Den Höhepunkt erreicht dieser Jubel, als Selvik nach Odal zum Sprechmikro greift. Er bedankt sich ausgiebig für die Resonanz und als er so weiterspricht, über seine Kultur und Legenden erzählt, hat man das Gefühl, mittendrin zu sein und selbst zu Nordmann und Schildmaid zu mutieren.  Unweigerlich gibt man Standing Ovations und freut sich über die augenscheinliche Rührung bei den Musikern.
Alsbald er erzählt, dass sein Volk schon immer und zu jeder Gelegenheit Lieder sang; sei es zur Geburt oder um die Toten durch das dunkle Reich zu geleiten, wird klar, dass der wohl allen bekannte Song Helvegen folgen wird. Noch einmal ertönt frenetischer Jubel, der sofort erlischt, alsbald Selvik zur Laute greift und den für diesen Abend letzten Song damit ankündigt.
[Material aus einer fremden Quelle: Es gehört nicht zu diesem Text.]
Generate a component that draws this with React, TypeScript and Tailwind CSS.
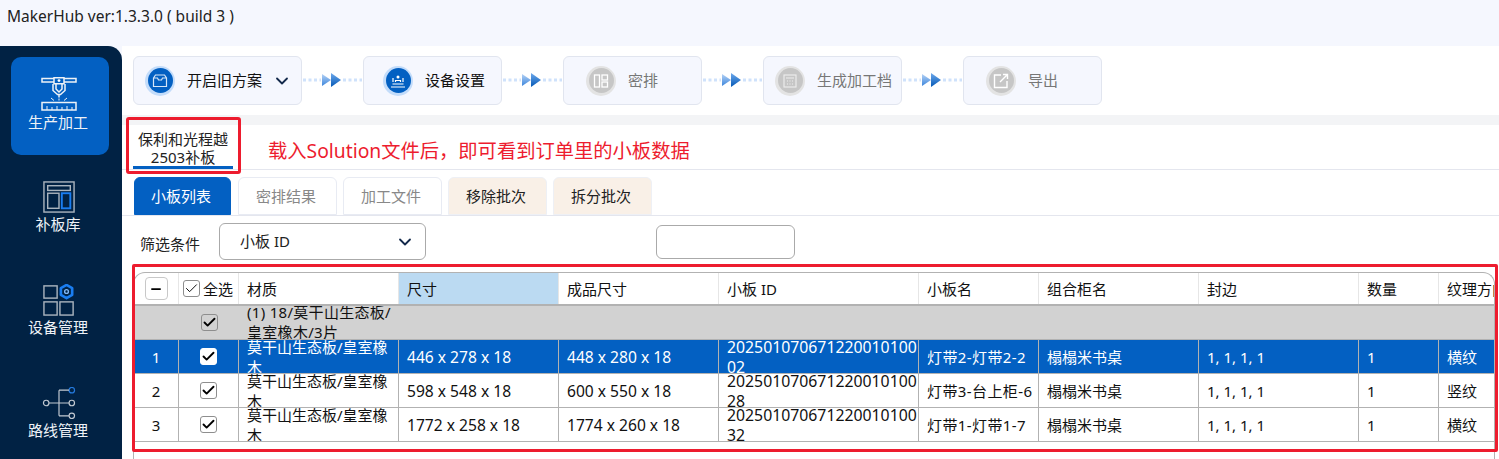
import { Check, ChevronDown, Minus } from 'lucide-react';
import type { ReactNode } from 'react';

const FONT = 'font-["Noto_Sans","Noto_Sans_CJK_SC",sans-serif]';
const COLS = 'grid grid-cols-[45px_60px_160px_160px_160px_200px_120px_160px_160px_80px_55px]';

function MachineIcon() {
    return (
        <svg width="36" height="34" viewBox="0 0 36 34" fill="none" stroke="#eef2f7" strokeWidth="1.500">
            <path d="M1 1.500h12v3.500H1zM23 1.500h12v3.500H23zM13 .8h10v6H13z" />
            <circle cx="18" cy="3.600" r="1.400" fill="#fff" stroke="none" />
            <path d="M12 7v6.500l4.500 4h3l4.500-4V7M15 7v5l3 3 3-3V7M18 17.500v3" />
            <path d="M10 21l3 2.500M26 21l-3 2.500M18 21.500v2" strokeWidth="1" />
            <path d="M1 25.500h34v7.500H1z" />
            <path d="M6 29v4M11 30v3M16 29v4M21 30v3M26 29v4M31 30v3" strokeWidth="1" />
        </svg>
    );
}

function BoardIcon() {
    return (
        <svg width="32" height="32" viewBox="0 0 34 34" fill="none" stroke="#aab4be" strokeWidth="1.500">
            <rect x="1" y="1" width="32" height="32" />
            <rect x="5" y="5" width="24" height="5" />
            <rect x="5" y="13" width="12" height="16" />
            <rect x="20" y="13" width="9" height="16" stroke="#1a7df0" strokeWidth="2" />
        </svg>
    );
}

function DeviceIcon() {
    return (
        <svg width="34" height="32" viewBox="0 0 34 34" fill="none" stroke="#aab4be" strokeWidth="1.500">
            <rect x="1" y="2" width="14" height="13" />
            <rect x="1" y="19" width="14" height="14" />
            <rect x="18" y="19" width="14" height="14" />
            <path d="M25 1l6 3.500v7L25 15l-6-3.500v-7z" stroke="#1a7df0" strokeWidth="2.800" strokeLinejoin="round" />
            <circle cx="25" cy="8" r="2" stroke="#7fb6f5" />
        </svg>
    );
}

function RouteIcon() {
    return (
        <svg width="36" height="32" viewBox="0 0 36 35" fill="none" stroke="#c2c9d1" strokeWidth="1.300">
            <circle cx="4" cy="17.500" r="3" />
            <circle cx="32" cy="17.500" r="3" />
            <circle cx="32" cy="3.500" r="3" stroke="#2479dc" />
            <circle cx="32" cy="31.500" r="3" />
            <path d="M7 17.500h22M18 3.500v28M18 3.500h11M18 31.500h11" />
        </svg>
    );
}

function SideItem({ label, active, children }: { label: string; active?: boolean; children: ReactNode }) {
    return (
        <div className={`flex h-[98px] w-[98px] shrink-0 flex-col items-center justify-end rounded-[10px] pr-[2px] text-[15px] leading-5 text-[#eef2f7] ${active ? 'bg-[#0360c2] pb-[23px]' : 'pb-[24px]'}`}>
            {children}
            <span className="mr-[2px] mt-[1px]">{label}</span>
        </div>
    );
}

function StepGlyph({ kind }: { kind: string }) {
    if (kind === 'box') {
        return (
            <svg width="16" height="16" viewBox="0 0 16 16" fill="none" stroke="#d7e6f7" strokeWidth="1.200">
                <path d="M1.500 5l2-3h9l2 3v8.500h-13zM1.500 5h4l1 2h3l1-2h4" />
            </svg>
        );
    }
    if (kind === 'stage') {
        return (
            <svg width="16" height="16" viewBox="0 0 16 16" fill="none" stroke="#fff" strokeWidth="1.200">
                <path d="M1 14h14M2.500 11h11" />
                <circle cx="8" cy="4" r="1.500" fill="#fff" stroke="none" />
                <path d="M5.500 9V7.500h5V9M3 5v4M13 5v4" />
            </svg>
        );
    }
    if (kind === 'grid') {
        return (
            <svg width="16" height="16" viewBox="0 0 16 16" fill="none" stroke="#fff" strokeWidth="1.300">
                <rect x="1.500" y="2" width="5" height="12" />
                <rect x="9" y="2" width="5.500" height="5" />
                <rect x="9" y="9" width="5.500" height="5" />
            </svg>
        );
    }
    if (kind === 'doc') {
        return (
            <svg width="16" height="16" viewBox="0 0 16 16" fill="none" stroke="#eee" strokeWidth="1.100">
                <rect x="2" y="2" width="12" height="12" />
                <path d="M4 5h8M5 8h1M7.500 8h1M10 8h1M5 11h1M7.500 11h1M10 11h1" />
            </svg>
        );
    }
    return (
        <svg width="18" height="18" viewBox="0 0 18 18" fill="none" stroke="#fff" strokeWidth="1.400">
            <path d="M9 3H2.500v12.500H15V9M8 10l7-7M11 2.500h4.500V7" />
        </svg>
    );
}

function Step({ label, kind, active, padding, chevron }: { label: string; kind: string; active?: boolean; padding: string; chevron?: boolean }) {
    return (
        <div className={`flex h-[49px] items-center rounded-md border border-[#e1e5ef] bg-[#f5f7fe] ${padding} ${chevron ? 'w-[169px]' : 'w-[139px]'}`}>
            <div className={`flex h-[30px] w-[30px] shrink-0 items-center justify-center rounded-full ${active ? 'bg-[#c3dcfa]' : 'bg-[#e3e3e3]'}`}>
                <div className={`flex h-[25px] w-[25px] items-center justify-center rounded-full ${active ? 'bg-[#0360c2]' : 'bg-[#c6c6c6]'}`}>
                    <StepGlyph kind={kind} />
                </div>
            </div>
            <span className={`ml-[12px] whitespace-nowrap text-[15px] ${active ? 'text-[#111]' : 'text-[#777]'}`}>{label}</span>
            {chevron && <ChevronDown className="ml-[10px] h-[20px] w-[20px] text-[#13294b]" strokeWidth={2.2} />}
        </div>
    );
}

function Connector({ id }: { id: string }) {
    return (
        <div className="flex h-[49px] items-center pb-[1px]">
            <svg width="61" height="16" viewBox="0 0 61 16" className="shrink-0">
                <defs>
                    <linearGradient id={`${id}a`} x1="0" y1="0" x2="0" y2="1">
                        <stop offset="0" stopColor="#b5d2f5" />
                        <stop offset="1" stopColor="#3d86dc" />
                    </linearGradient>
                    <linearGradient id={`${id}b`} x1="0" y1="0" x2="0" y2="1">
                        <stop offset="0" stopColor="#6ea9ec" />
                        <stop offset="1" stopColor="#0458b5" />
                    </linearGradient>
                </defs>
                <path d="M1 8H19M41 8H60" stroke="#cfe2fb" strokeWidth="3" strokeDasharray="3 2.500" />
                <path d="M20 2l9 6-9 6z" fill={`url(#${id}a)`} />
                <path d="M29 1l10 7-10 7z" fill={`url(#${id}b)`} />
            </svg>
        </div>
    );
}

function TabButton({ label, tone }: { label: string; tone: 'active' | 'idle' | 'warm' }) {
    const cls = {
        active: 'w-[97px] mr-[1px] bg-[#0360c2] text-white border-[#0360c2]',
        idle: 'w-[99px] bg-white text-[#888] border-[#e8ebf3]',
        warm: 'w-[99px] bg-[#f9f0e7] text-[#222] border-[#eef0f5]',
    }[tone];
    return (
        <div className={`flex h-[38px] items-center justify-center rounded-t-md border pr-[3px] text-[15px] ${cls}`}>{label}</div>
    );
}

function Box({ selected, thin }: { selected?: boolean; thin?: boolean }) {
    return (
        <div className={`flex h-[17px] w-[17px] shrink-0 items-center justify-center rounded-[3px] border ${selected ? 'border-white bg-white' : 'border-[#8e8e8e]'}`}>
            <Check className="h-[15px] w-[15px] text-black" strokeWidth={thin ? 1.5 : 3} />
        </div>
    );
}

const rows = [
    { n: 1, size: '446 x 278 x 18', done: '448 x 280 x 18', id: '20250107067122001010002', name: '灯带2-灯带2-2', grain: '横纹' },
    { n: 2, size: '598 x 548 x 18', done: '600 x 550 x 18', id: '20250107067122001010028', name: '灯带3-台上柜-6', grain: '竖纹' },
    { n: 3, size: '1772 x 258 x 18', done: '1774 x 260 x 18', id: '20250107067122001010032', name: '灯带1-灯带1-7', grain: '横纹' },
];

function Cell({ children, className = '' }: { children?: ReactNode; className?: string }) {
    return <div className={`flex items-center overflow-hidden px-2 ${className}`}>{children}</div>;
}

function ProductTable() {
    const heads = ['尺寸', '成品尺寸', '小板 ID', '小板名', '组合柜名', '封边', '数量', '纹理方向'];
    return (
        <div className="ml-[11px] mr-[4px] mt-[7px] h-[200px] overflow-hidden rounded-t-[12px] border border-b-0 border-[#b2b2b2] text-[15px] leading-5 text-[#111]">
            <div className={`${COLS} h-[33px] border-b-2 border-[#b2b2b2]`}>
                <div className="flex items-center justify-center border-r border-[#e6e6e6]">
                    <div className="flex h-[23px] w-[23px] items-center justify-center rounded border border-[#c8c8c8]">
                        <Minus className="h-[14px] w-[14px] text-black" strokeWidth={3} />
                    </div>
                </div>
                <div className="flex items-center gap-[3px] border-r border-[#e6e6e6] pl-[4px]">
                    <Box thin />
                    <span className="whitespace-nowrap">全选</span>
                </div>
                <Cell className="border-r border-[#e6e6e6]">材质</Cell>
                {heads.map((h, i) => (
                    <Cell key={h} className={`whitespace-nowrap ${i === 0 ? 'bg-[#bbdaf2]' : ''} ${i < 7 ? 'border-r border-[#e6e6e6]' : ''}`}>{h}</Cell>
                ))}
            </div>
            <div className={`${COLS} h-[34px] border-b border-[#b2b2b2] bg-[#d2d2d2]`}>
                <div />
                <div className="flex items-center justify-center"><Box /></div>
                <Cell className="whitespace-pre-line pb-[2px] tracking-[0.3px]">{'(1) 18/莫干山生态板/\n皇室橡木/3片'}</Cell>
            </div>
            {rows.map((r) => {
                const selected = r.n === 1;
                const line = 'border-r border-[#b2b2b2]';
                return (
                    <div key={r.n} className={`${COLS} h-[34px] border-b border-[#b2b2b2] ${selected ? 'bg-[#0360c2] text-white' : ''}`}>
                        <Cell className={`justify-center ${line}`}>{r.n}</Cell>
                        <div className={`flex items-center justify-center ${line}`}><Box selected={selected} /></div>
                        <Cell className={line}>莫干山生态板/皇室橡木</Cell>
                        <Cell className={`whitespace-nowrap text-[15.6px] ${line}`}>{r.size}</Cell>
                        <Cell className={`whitespace-nowrap text-[15.6px] ${line}`}>{r.done}</Cell>
                        <Cell className={`break-all pr-0 text-[15.8px] ${line}`}>{r.id}</Cell>
                        <Cell className={`whitespace-nowrap tracking-[0.4px] ${line}`}>{r.name}</Cell>
                        <Cell className={`whitespace-nowrap ${line}`}>榻榻米书桌</Cell>
                        <Cell className={`whitespace-nowrap ${line}`}>1, 1, 1, 1</Cell>
                        <Cell className={line}>1</Cell>
                        <Cell className="whitespace-nowrap">{r.grain}</Cell>
                    </div>
                );
            })}
        </div>
    );
}

export default function App() {
    return (
        <div className={`relative h-[459px] w-[1499px] overflow-hidden bg-[#f5f7fe] ${FONT}`}>
            <div className="flex h-[46px] items-start pl-[7px] pt-[5px] text-[15.5px] leading-[22px] text-[#222]">MakerHub ver:1.3.3.0 ( build 3 )</div>
            <div className="flex h-[413px]">
                <aside className="flex w-[122px] shrink-0 flex-col items-center gap-[5px] rounded-tr-[14px] bg-[#012244] pr-[2px] pt-[11px]">
                    <SideItem label="生产加工" active><MachineIcon /></SideItem>
                    <SideItem label="补板库"><BoardIcon /></SideItem>
                    <SideItem label="设备管理"><DeviceIcon /></SideItem>
                    <SideItem label="路线管理"><RouteIcon /></SideItem>
                </aside>
                <main className="min-w-0 flex-1 bg-white">
                    <div className="flex h-[69px] items-start rounded-tl-[12px] pl-[11px] pt-[10px]">
                        <Step label="开启旧方案" kind="box" active chevron padding="pl-[11px]" />
                        <Connector id="c1" />
                        <Step label="设备设置" kind="stage" active padding="pl-[19px]" />
                        <Connector id="c2" />
                        <Step label="密排" kind="grid" padding="pl-[22px]" />
                        <Connector id="c3" />
                        <Step label="生成加工档" kind="doc" padding="pl-[11px]" />
                        <Connector id="c4" />
                        <Step label="导出" kind="export" padding="pl-[22px]" />
                    </div>
                    <div className="h-[10px] bg-[#f3f4f6]" />
                    <div className="flex h-[45px] items-stretch border-b border-[#e4e6ee] pl-[11px]">
                        <div className="flex w-[100px] flex-col items-center border-b-[3px] border-[#0360c2] pt-[5px] text-[15px] leading-[18px] text-[#222]">
                            <span>保利和光程越</span>
                            <span>2503补板</span>
                        </div>
                        <div className="ml-[35px] flex items-center pt-[9px] text-[19.3px] text-[#ed1c2e]">载入Solution文件后，即可看到订单里的小板数据</div>
                    </div>
                    <div className="flex h-[46px] items-end gap-[6px] border-b border-[#e4e6ee] pl-[12px]">
                        <TabButton label="小板列表" tone="active" />
                        <TabButton label="密排结果" tone="idle" />
                        <TabButton label="加工文件" tone="idle" />
                        <TabButton label="移除批次" tone="warm" />
                        <TabButton label="拆分批次" tone="warm" />
                    </div>
                    <div className="flex h-[49px] items-center pl-[18px] pt-[2px] text-[15px] text-[#222]">
                        <span className="w-[79px] pt-[5px]">筛选条件</span>
                        <div className="flex h-[37px] w-[207px] items-center justify-between rounded-md border border-[#aaa] pl-[20px] pr-[10px]">
                            <span>小板 ID</span>
                            <ChevronDown className="h-[20px] w-[20px] text-[#13294b]" strokeWidth={2.2} />
                        </div>
                        <div className="ml-[230px] h-[34px] w-[139px] rounded-md border border-[#aaa]" />
                    </div>
                    <ProductTable />
                </main>
            </div>
            <div className="absolute left-[126px] top-[117px] h-[57px] w-[115px] rounded-[3px] border-[3px] border-[#ed1c2e]" />
            <div className="absolute left-[132px] top-[264px] h-[188px] w-[1366px] rounded-[2px] border-[3px] border-[#ed1c2e]" />
        </div>
    );
}
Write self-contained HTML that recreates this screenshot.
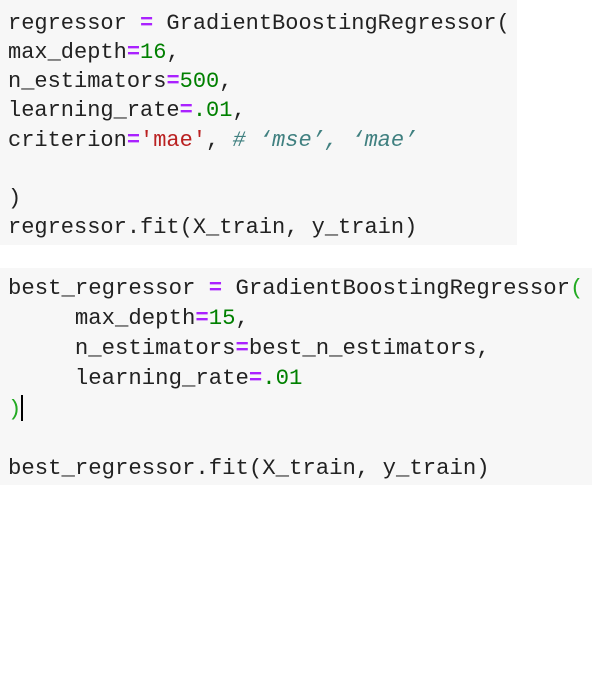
<!DOCTYPE html>
<html><head><meta charset="utf-8"><style>
html,body{margin:0;padding:0;background:#fff;width:605px;height:685px;overflow:hidden}
.b{position:absolute;left:0;background:#f7f7f7;font-family:"Liberation Mono",monospace;color:#222;white-space:pre}
.b div{position:absolute;left:8px}
#b1{top:0;width:517px;height:245px;font-size:22px}
#b2{top:268px;width:592px;height:217px;font-size:22.3px}
.o{color:#aa22ff;font-weight:bold}
.n{color:#008000}
.s{color:#ba2121}
.c{color:#408080;font-style:italic}
.g{color:#22aa22}
</style></head><body>
<div class="b" id="b1">
<div style="top:11px">regressor <span class="o">=</span> GradientBoostingRegressor(</div>
<div style="top:40px">max_depth<span class="o">=</span><span class="n">16</span>,</div>
<div style="top:69px">n_estimators<span class="o">=</span><span class="n">500</span>,</div>
<div style="top:98px">learning_rate<span class="o">=</span><span class="n">.01</span>,</div>
<div style="top:128px">criterion<span class="o">=</span><span class="s">'mae'</span>, <span class="c"># ‘mse’, ‘mae’</span></div>
<div style="top:186px">)</div>
<div style="top:215px">regressor.fit(X_train, y_train)</div>
</div>
<div class="b" id="b2">
<div style="top:7px">best_regressor <span class="o">=</span> GradientBoostingRegressor<span class="g">(</span></div>
<div style="top:37px">     max_depth<span class="o">=</span><span class="n">15</span>,</div>
<div style="top:67px">     n_estimators<span class="o">=</span>best_n_estimators,</div>
<div style="top:97px">     learning_rate<span class="o">=</span><span class="n">.01</span></div>
<div style="top:127px"><span class="g">)</span><span style="display:inline-block;width:2px;height:26px;background:#000;vertical-align:-6px"></span></div>
<div style="top:187px">best_regressor.fit(X_train, y_train)</div>
</div>
</body></html>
Nach Helvegen ist definitiv niemand der Zuhörer mehr auf seinem Platz. Der Applaus mag gar nicht mehr abklingen und Selvik lässt sich zu einem allerletzten Mal hinreißen zum Mikro zu greifen. Es gibt wieder eine Sprecheinlage, wobei dies eigentlich ein Gespräch mit dem Publikum ist. Es geht ums Erwachsenwerden, um die Schlangengrube, die zum Erwachsenenritual seiner Kultur gehört. Es wird sogar ein wenig lustig, als er uns pro forma fragt, wie wir Österreicher das Ende des Kind seins zelebrieren. Ob wir das wirklich mit Strudel machen? Vermeintlich alle Anwesenden verstehen diesen Schmäh, obwohl sie aus gefühlt hundert Nationen angereist sind für dieses Event.
Noch einmal nimmt das Publikum Platz um Snake Pit Poetry zu lauschen. Ich bezweifle, dass auch nur eine Handvoll der Zuhörer wörtlich versteht, was hier gesungen wird und trotzdem hängen alle an den Lippen des charismatischen Künstlers.
Was für ein Abschluss dieses einzigartigen Konzertes!


Setlist:
Tyr
Wunjo
Bjarkan
Heimta Thurs
Thurs
Runaljod
Raido
Völuspá
Isa
UruR
Solringen
Dagr
Rotlaust tre fell
Fehu
NaudiR
Odal
Helvegen
Encore:
Snake Pit Poetry (Skaldic Version)

Links:
Facebook Wardruna
Webseite Wardruna

Side Fact zum Konzert: 
Nicht nur Österreich war unter den Zuschauern vertreten. Zu diesem Konzert reisten laut exemplarischer Umfrage nach dem Konzert Fans an aus: Deutschland, Slowenien, Ungarn, Slowakei, Tschechien, Schweiz, Polen und sogar Italien.